Gollum shows us the Catholic understanding of humanity’s problem with sin. Peter Jackson’s film portrayal faithfully reveals Tolkien’s deep understanding of the tangled web that humanity has fallen into.
First notice that Gollum has been twisted and hideously deformed by sin. Smeagol was good once, just like the other happy hobbits, and in every scene of Jackson’s film, a glint of Gollumy goodness shines through. Never is Gollum totally devoured by the evil. Even as he plunges into the fires of Mount Doom there is still a desire that is not totally corrupted.
There’s no ‘total depravity’ here. Gollum’s goodness is horribly twisted. The light is shaded, but not extinguished. In my journey to the Catholic faith the Catholic understanding of original sin came as a great relief. I had been brought up in a kind of default Calvinism. Total Depravity was one of the doctrines that lay at the foundation of the form of Evangelicalism I was taught. I realize there are subtle explanations of the doctrine of Total Depravity that are more nuanced, but what I heard was, ‘You are dead in your trespasses and sins. There is none righteous, no not one. Your righteousness is as filthy rags. You cannot please God. You are totally and utterly depraved. You are a pile of dung that needs some snow to cover you.” The conclusion I drew was that I was worthless, and under judgement for something I had no choice in, and was powerless to do anything about.
The Catholic view of original sin is that we are created in the image of God, and although we are born in sin, the image of God is wounded, but not utterly destroyed. I found this view not only refreshingly compassionate, but also more true to what I perceived around me. Chesterton says something somewhere like this: “Sometimes things are actually just as they seem. There is no conspiracy, no secret knowledge, no esoteric understanding.”

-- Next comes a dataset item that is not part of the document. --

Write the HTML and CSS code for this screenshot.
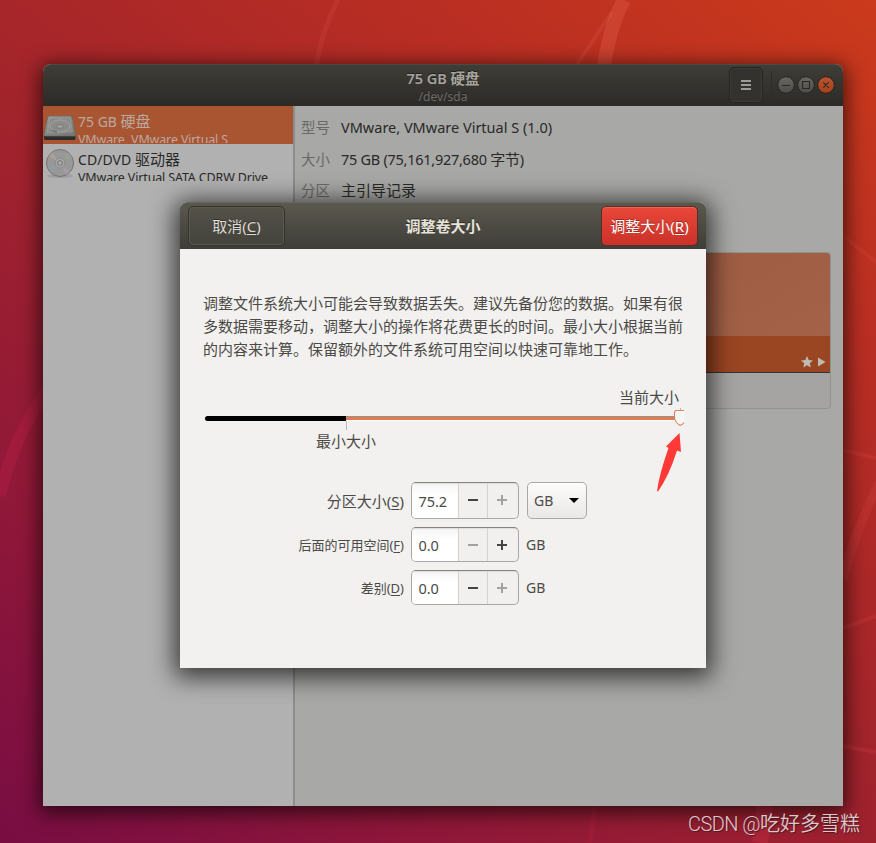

Most people mean well. Nobody I know gets up in the morning and says, “Now, let me see what can I do today that is totally wicked, perverse and horrible.” Most people perceive their desires as good (even if they’re not good) and this means they want to pursue the good.
In addition to this, the Catholic viewpoint says, “You may be cursed by sin, but with God’s grace, you can do something about it. Your actions matter. Your decisions matter. The good you do and the evil you do matter. You’re responsible. With God’s help you can do something about the state of your soul.”
That’s why Frodo continues to have compassion on Gollum. He sees what Gollum was and what he still can be. Frodo knows the terrible corrupting power of the ring. He’s seen how it made a monster of Bilbo. He sees how it’s made a monster of Smeagol, and he feels how he himself is being made into a monster, but this knowledge breeds compassion, not judgement in his heart. He looks on Gollum with pity not with blame.
Its the same with us. Twisted and deformed by sin, but still the image of God glimmers within, and Christ, like Frodo, knows the burden we bear, and sees not how deformed we are, but how beautiful we were, and how beautiful we can be.
He looks on us with pity not with blame. Praise Him.